What is required -
Take the lines from the one with "and Tailwind CSS." through the one with "const [read, setRead]", both ends kept, and reproduce them exactly without the pictures.

(Records with interface code)
****************************************

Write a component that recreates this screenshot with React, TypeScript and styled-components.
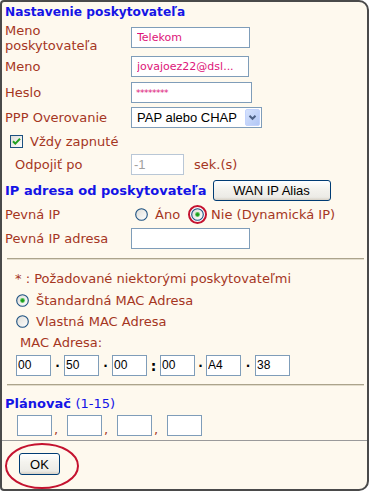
import React from "react";
import styled, { createGlobalStyle } from "styled-components";

const GlobalStyle = createGlobalStyle`
  html, body {
    margin: 0;
    padding: 0;
    background: #ffffff;
  }
  * {
    box-sizing: border-box;
  }
`;

const LABEL = "#a5361f";
const BLUE = "#1414e6";
const HIGHLIGHT = "#c4122f";

function Checkbox({ checked }: { checked: boolean }) {
  return (
    <svg width="13" height="13" viewBox="0 0 13 13">
      <defs>
        <linearGradient id="cbg" x1="0" y1="0" x2="1" y2="1">
          <stop offset="0" stopColor="#dcdcd7" />
          <stop offset="1" stopColor="#ffffff" />
        </linearGradient>
      </defs>
      <rect x="0.5" y="0.5" width="12" height="12" fill="url(#cbg)" stroke="#1c5180" />
      {checked && (
        <path d="M3 6.2 L5.3 8.6 L10 3.8" fill="none" stroke="#21a121" strokeWidth="2" />
      )}
    </svg>
  );
}

function Radio({ checked }: { checked: boolean }) {
  return (
    <svg width="13" height="13" viewBox="0 0 13 13">
      <defs>
        <linearGradient id="rbg" x1="0" y1="0" x2="1" y2="1">
          <stop offset="0" stopColor="#dcdcd7" />
          <stop offset="1" stopColor="#ffffff" />
        </linearGradient>
      </defs>
      <circle cx="6.5" cy="6.5" r="5.8" fill="url(#rbg)" stroke="#1c5180" strokeWidth="1.1" />
      {checked && (
        <>
          <circle cx="6.5" cy="6.5" r="2.4" fill="#55c455" />
          <circle cx="6.5" cy="6.5" r="1.5" fill="#1a9a1a" />
        </>
      )}
    </svg>
  );
}

function SelectArrow() {
  return (
    <svg width="15" height="17" viewBox="0 0 15 17">
      <defs>
        <linearGradient id="abg" x1="0" y1="0" x2="1" y2="1">
          <stop offset="0" stopColor="#d7e3fd" />
          <stop offset="1" stopColor="#b0c6f5" />
        </linearGradient>
      </defs>
      <rect x="0.5" y="0.5" width="14" height="16" rx="1.5" fill="url(#abg)" stroke="#c3d3fd" />
      <path d="M4.5 6.8 L7.5 9.8 L10.5 6.8" fill="none" stroke="#4d6185" strokeWidth="2" />
    </svg>
  );
}

export default function App() {
  return (
    <>
      <GlobalStyle />
      <Frame>
        <SectionTitle $h={20}>Nastavenie poskytovateľa</SectionTitle>

        <Row $h={31}>
          <Label>
            Meno
            <br />
            poskytovateľa
          </Label>
          <TextBox $w={119} $pink defaultValue="Telekom" readOnly />
        </Row>
        <Row $h={27}>
          <Label>Meno</Label>
          <TextBox $w={118} $pink defaultValue="jovajoez22@dsl..." readOnly />
        </Row>
        <Row $h={25}>
          <Label>Heslo</Label>
          <PasswordBox $w={121}>********</PasswordBox>
        </Row>
        <Row $h={25}>
          <Label>PPP Overovanie</Label>
          <Select>
            <span>PAP alebo CHAP</span>
            <SelectArrow />
          </Select>
        </Row>

        <Row $h={22} $indent={5}>
          <CheckLabel>
            <Checkbox checked />
            Vždy zapnuté
          </CheckLabel>
        </Row>
        <Row $h={25}>
          <Label $indent={10}>Odpojiť po</Label>
          <TextBox $w={53} $disabled defaultValue="-1" readOnly />
          <Unit>sek.(s)</Unit>
        </Row>

        <Row $h={26}>
          <BlueHeading>IP adresa od poskytovateľa</BlueHeading>
          <XpButton $w={118} $ml={6}>WAN IP Alias</XpButton>
        </Row>
        <Row $h={23}>
          <Label>Pevná IP</Label>
          <RadioGroup>
            <RadioOption>
              <Radio checked={false} />
              Áno
            </RadioOption>
            <RadioOption>
              <Ringed>
                <Radio checked />
              </Ringed>
              Nie (Dynamická IP)
            </RadioOption>
          </RadioGroup>
        </Row>
        <Row $h={25}>
          <Label>Pevná IP adresa</Label>
          <TextBox $w={119} readOnly />
        </Row>

        <Rule />

        <Row $h={22} $indent={10}>
          <Note>* : Požadované niektorými poskytovateľmi</Note>
        </Row>
        <Row $h={22} $indent={11}>
          <RadioOption>
            <Radio checked />
            Štandardná MAC Adresa
          </RadioOption>
        </Row>
        <Row $h={21} $indent={11}>
          <RadioOption>
            <Radio checked={false} />
            Vlastná MAC Adresa
          </RadioOption>
        </Row>
        <Row $h={21} $indent={15}>
          <Note>MAC Adresa:</Note>
        </Row>
        <Row $h={24} $indent={11}>
          <MacBox defaultValue="00" readOnly />
          <MacSep $w={13}>.</MacSep>
          <MacBox defaultValue="50" readOnly />
          <MacSep $w={13}>.</MacSep>
          <MacBox defaultValue="00" readOnly />
          <MacSep $w={13} $colon>:</MacSep>
          <MacBox defaultValue="00" readOnly />
          <MacSep $w={11}>.</MacSep>
          <MacBox defaultValue="A4" readOnly />
          <MacSep $w={14}>.</MacSep>
          <MacBox defaultValue="38" readOnly />
        </Row>

        <Rule />

        <Row $h={21}>
          <BlueHeading>
            Plánovač <Light>(1-15)</Light>
          </BlueHeading>
        </Row>
        <Row $h={23} $indent={12}>
          <MacBox readOnly />
          <Comma>,</Comma>
          <MacBox readOnly />
          <Comma>,</Comma>
          <MacBox readOnly />
          <Comma>,</Comma>
          <MacBox readOnly />
        </Row>

        <Footer>
          <OkWrap>
            <XpButton $w={41} $h={22}>
              OK
            </XpButton>
            <OkRing width="76" height="48" viewBox="0 0 76 48">
              <ellipse cx="38" cy="24" rx="36" ry="22" fill="none" stroke={HIGHLIGHT} strokeWidth="2" />
            </OkRing>
          </OkWrap>
        </Footer>
      </Frame>
    </>
  );
}

const Frame = styled.div`
  width: 369px;
  height: 491px;
  border: 2px solid #4a4a4a;
  border-radius: 4px 10px 10px 4px;
  background: #fef9ee;
  display: flex;
  flex-direction: column;
  padding-left: 3px;
  font-family: "DejaVu Sans", Verdana, sans-serif;
  font-size: 13px;
  overflow: hidden;
`;

const Row = styled.div<{ $h: number; $indent?: number }>`
  display: flex;
  align-items: center;
  height: ${(p) => p.$h}px;
  flex-shrink: 0;
  padding-left: ${(p) => p.$indent ?? 0}px;
  color: ${LABEL};
`;

const SectionTitle = styled.div<{ $h: number }>`
  height: ${(p) => p.$h}px;
  display: flex;
  align-items: center;
  flex-shrink: 0;
  color: ${BLUE};
  font-weight: bold;
  font-size: 12.2px;
`;

const BlueHeading = styled.div`
  color: ${BLUE};
  font-weight: bold;
  font-size: 13px;
`;

const Light = styled.span`
  font-weight: normal;
`;

const Label = styled.div<{ $indent?: number }>`
  width: 126px;
  flex-shrink: 0;
  padding-left: ${(p) => p.$indent ?? 0}px;
  color: ${LABEL};
  line-height: 15px;
`;

const TextBox = styled.input<{ $w: number; $pink?: boolean; $disabled?: boolean }>`
  width: ${(p) => p.$w}px;
  height: 21px;
  border: 1px solid ${(p) => (p.$disabled ? "#b9c7d6" : "#7f9db9")};
  background: #ffffff;
  padding: 0 ${(p) => (p.$pink ? 5 : 2)}px;
  margin: 0;
  outline: none;
  font-family: ${(p) => (p.$pink ? `"DejaVu Sans", Verdana, sans-serif` : `"Liberation Sans", Arial, sans-serif`)};
  font-size: ${(p) => (p.$pink ? 11 : 13)}px;
  color: ${(p) => (p.$pink ? "#dd1479" : p.$disabled ? "#a0a0a0" : "#000")};
`;

const PasswordBox = styled.div<{ $w: number }>`
  width: ${(p) => p.$w}px;
  height: 21px;
  border: 1px solid #7f9db9;
  background: #ffffff;
  padding: 0 4px;
  display: flex;
  align-items: center;
  color: #dd1479;
  font-size: 9px;
  letter-spacing: -0.5px;
`;

const Select = styled.div`
  width: 131px;
  height: 21px;
  border: 1px solid #7f9db9;
  background: #ffffff;
  display: flex;
  align-items: center;
  justify-content: space-between;
  padding: 0 1px 0 5px;
  font-family: "Liberation Sans", Arial, sans-serif;
  font-size: 13px;
  color: #000;
`;

const CheckLabel = styled.label`
  display: flex;
  align-items: center;
  gap: 7px;
  color: ${LABEL};
`;

const Unit = styled.span`
  margin-left: 10px;
  color: ${LABEL};
`;

const XpButton = styled.div<{ $w: number; $h?: number; $ml?: number }>`
  width: ${(p) => p.$w}px;
  height: ${(p) => p.$h ?? 21}px;
  margin-left: ${(p) => p.$ml ?? 0}px;
  border: 1px solid #003c74;
  border-radius: 3px;
  background: linear-gradient(#ffffff 0%, #f4f3ee 40%, #ecebe6 85%, #d6d0c5 100%);
  display: flex;
  align-items: center;
  justify-content: center;
  font-family: "Liberation Sans", Arial, sans-serif;
  font-size: 13px;
  color: #000;
`;

const RadioGroup = styled.div`
  display: flex;
  align-items: center;
  gap: 11px;
  margin-left: 4px;
`;

const RadioOption = styled.label`
  display: flex;
  align-items: center;
  gap: 7px;
  color: ${LABEL};
`;

const Ringed = styled.span`
  position: relative;
  display: inline-flex;
  &::before {
    content: "";
    position: absolute;
    left: -3px;
    top: -3px;
    width: 19px;
    height: 19px;
    border-radius: 50%;
    border: 2px solid ${HIGHLIGHT};
    box-sizing: border-box;
    background: #ffffff;
  }
  & > svg {
    position: relative;
  }
`;

const Rule = styled.div`
  height: 16px;
  flex-shrink: 0;
  display: flex;
  align-items: center;
  padding: 0 3px 0 2px;
  &::after {
    content: "";
    flex: 1;
    border-top: 1px solid #aca48c;
    border-bottom: 1px solid #e2dccb;
  }
`;

const Note = styled.div`
  color: ${LABEL};
`;

const MacBox = styled.input`
  width: 35px;
  height: 21px;
  border: 1px solid #7f9db9;
  background: #ffffff;
  padding: 0 1px;
  margin: 0;
  outline: none;
  font-family: "Liberation Sans", Arial, sans-serif;
  font-size: 12px;
  color: #000;
`;

const MacSep = styled.span<{ $w: number; $colon?: boolean }>`
  width: ${(p) => p.$w}px;
  text-align: center;
  color: #000;
  font-weight: bold;
  font-size: ${(p) => (p.$colon ? 14 : 12)}px;
  position: relative;
  top: ${(p) => (p.$colon ? 1 : -2)}px;
`;

const Comma = styled.span`
  width: 15px;
  color: ${LABEL};
  align-self: flex-end;
  padding-left: 2px;
  line-height: 14px;
`;

const Footer = styled.div`
  margin-top: 3px;
  margin-left: -3px;
  border-top: 1px solid #9a9a9a;
  flex: 1;
  padding: 12px 0 0 17px;
`;

const OkWrap = styled.div`
  position: relative;
  width: 41px;
  height: 22px;
`;

const OkRing = styled.svg`
  position: absolute;
  left: -15px;
  top: -11px;
  pointer-events: none;
`;
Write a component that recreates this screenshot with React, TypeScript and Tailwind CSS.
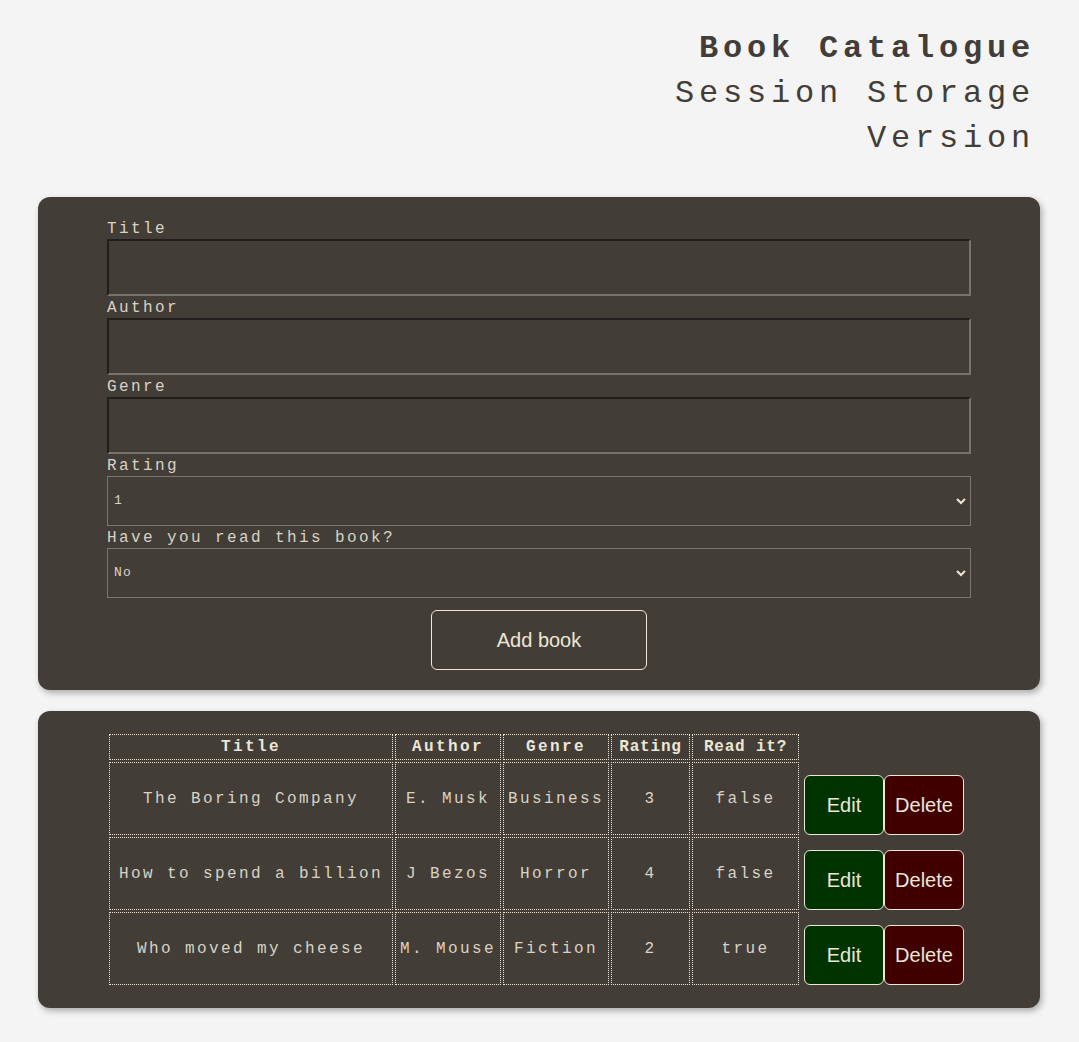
import { useState } from "react";

type Book = {
  title: string;
  author: string;
  genre: string;
  rating: number;
  read: boolean;
};

const initialBooks: Book[] = [
  { title: "The Boring Company", author: "E. Musk", genre: "Business", rating: 3, read: false },
  { title: "How to spend a billion", author: "J Bezos", genre: "Horror", rating: 4, read: false },
  { title: "Who moved my cheese", author: "M. Mouse", genre: "Fiction", rating: 2, read: true },
];

const mono = "font-['Liberation_Mono',_'DejaVu_Sans_Mono',_monospace]";

function Chevron() {
  return (
    <svg
      className="pointer-events-none absolute right-[3px] top-1/2 -translate-y-1/2"
      width="14"
      height="14"
      viewBox="0 0 14 14"
      fill="none"
    >
      <path d="M3 5 L7 9 L11 5" stroke="#ece6d6" strokeWidth="2" />
    </svg>
  );
}

export default function App() {
  const [books] = useState<Book[]>(initialBooks);
  const [rating, setRating] = useState("1");
  const [read, setRead] = useState("No");

  const labelCls = "block h-[22px] leading-[24px] text-[16px] tracking-[0.15em] text-[#d9d3c5]";
  const inputCls =
    "block w-full h-[57px] bg-transparent border-2 border-t-[#211e1b] border-l-[#211e1b] border-b-[#77736d] border-r-[#77736d] text-[#ece6d6] px-2 outline-none";
  const selectCls =
    "block w-full h-[50px] appearance-none bg-transparent border border-[#7a766f] text-[#d9d3c5] text-[13px] tracking-[0.1em] pl-[6px] outline-none";
  const cell = "border border-dotted border-[#ece6d6] text-center";

  return (
    <div className={`min-h-screen bg-[#f4f4f4] ${mono} pt-[26px] pb-[36px]`}>
      {/* Header */}
      <div className="pr-[44px] text-right text-[32px] leading-[45px] tracking-[0.15em] text-[#433d37]">
        <div className="font-bold">Book Catalogue</div>
        <div>Session Storage</div>
        <div>Version</div>
      </div>

      {/* Form */}
      <div className="ml-[38px] mr-[39px] mt-[36px] rounded-xl bg-[#433d37] py-5 shadow-[2px_3px_6px_rgba(0,0,0,0.3)]">
        <div className="mx-auto w-[864px]">
          <label className={labelCls}>Title</label>
          <input className={inputCls} />
          <label className={labelCls}>Author</label>
          <input className={inputCls} />
          <label className={labelCls}>Genre</label>
          <input className={inputCls} />
          <label className={labelCls}>Rating</label>
          <div className="relative">
            <select className={selectCls} value={rating} onChange={(e) => setRating(e.target.value)}>
              {[1, 2, 3, 4, 5].map((n) => (
                <option key={n} value={n} className="bg-[#433d37]">
                  {n}
                </option>
              ))}
            </select>
            <Chevron />
          </div>
          <label className={labelCls}>Have you read this book?</label>
          <div className="relative">
            <select className={selectCls} value={read} onChange={(e) => setRead(e.target.value)}>
              <option className="bg-[#433d37]">No</option>
              <option className="bg-[#433d37]">Yes</option>
            </select>
            <Chevron />
          </div>
          <div className="mt-3 flex justify-center">
            <button className="h-[60px] w-[216px] rounded-md border border-[#ece6d6] font-['Liberation_Sans',_Arial,_sans-serif] text-[20px] text-[#ece6d6]">
              Add book
            </button>
          </div>
        </div>
      </div>

      {/* Table */}
      <div className="ml-[38px] mr-[39px] mt-[21px] rounded-xl bg-[#433d37] py-[21px] shadow-[2px_3px_6px_rgba(0,0,0,0.3)]">
        <table className="ml-[69px] border-separate border-spacing-[2px] text-[16px] tracking-[0.15em]">
          <thead>
            <tr className="h-[26px] text-[#ece6d6]">
              <th className={`${cell} w-[284px]`}>Title</th>
              <th className={`${cell} w-[106px]`}>Author</th>
              <th className={`${cell} w-[106px]`}>Genre</th>
              <th className={`${cell} w-[79px] tracking-[0.05em]`}>Rating</th>
              <th className={`${cell} w-[107px] tracking-[0.05em]`}>Read it?</th>
              <th className="w-[164px]"></th>
            </tr>
          </thead>
          <tbody className="text-[#d9d3c5]">
            {books.map((b) => (
              <tr key={b.title} className="h-[73px]">
                <td className={cell}>{b.title}</td>
                <td className={cell}>{b.author}</td>
                <td className={cell}>{b.genre}</td>
                <td className={cell}>{b.rating}</td>
                <td className={cell}>{String(b.read)}</td>
                <td className="p-0 pl-[3px] align-bottom">
                  <div className="flex font-['Liberation_Sans',_Arial,_sans-serif] text-[20px] tracking-normal text-[#ece6d6]">
                    <button className="h-[60px] w-[80px] rounded-md border border-[#ece6d6] bg-[#003300]">
                      Edit
                    </button>
                    <button className="h-[60px] w-[80px] rounded-md border border-[#ece6d6] bg-[#400000]">
                      Delete
                    </button>
                  </div>
                </td>
              </tr>
            ))}
          </tbody>
        </table>
      </div>
    </div>
  );
}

****************************************

Task solution -
Write a component that recreates this screenshot with React, TypeScript and Tailwind CSS.
import { useState } from "react";

type Book = {
  title: string;
  author: string;
  genre: string;
  rating: number;
  read: boolean;
};

const initialBooks: Book[] = [
  { title: "The Boring Company", author: "E. Musk", genre: "Business", rating: 3, read: false },
  { title: "How to spend a billion", author: "J Bezos", genre: "Horror", rating: 4, read: false },
  { title: "Who moved my cheese", author: "M. Mouse", genre: "Fiction", rating: 2, read: true },
];

const mono = "font-['Liberation_Mono',_'DejaVu_Sans_Mono',_monospace]";

function Chevron() {
  return (
    <svg
      className="pointer-events-none absolute right-[3px] top-1/2 -translate-y-1/2"
      width="14"
      height="14"
      viewBox="0 0 14 14"
      fill="none"
    >
      <path d="M3 5 L7 9 L11 5" stroke="#ece6d6" strokeWidth="2" />
    </svg>
  );
}

export default function App() {
  const [books] = useState<Book[]>(initialBooks);
  const [rating, setRating] = useState("1");
  const [read, setRead] = useState("No");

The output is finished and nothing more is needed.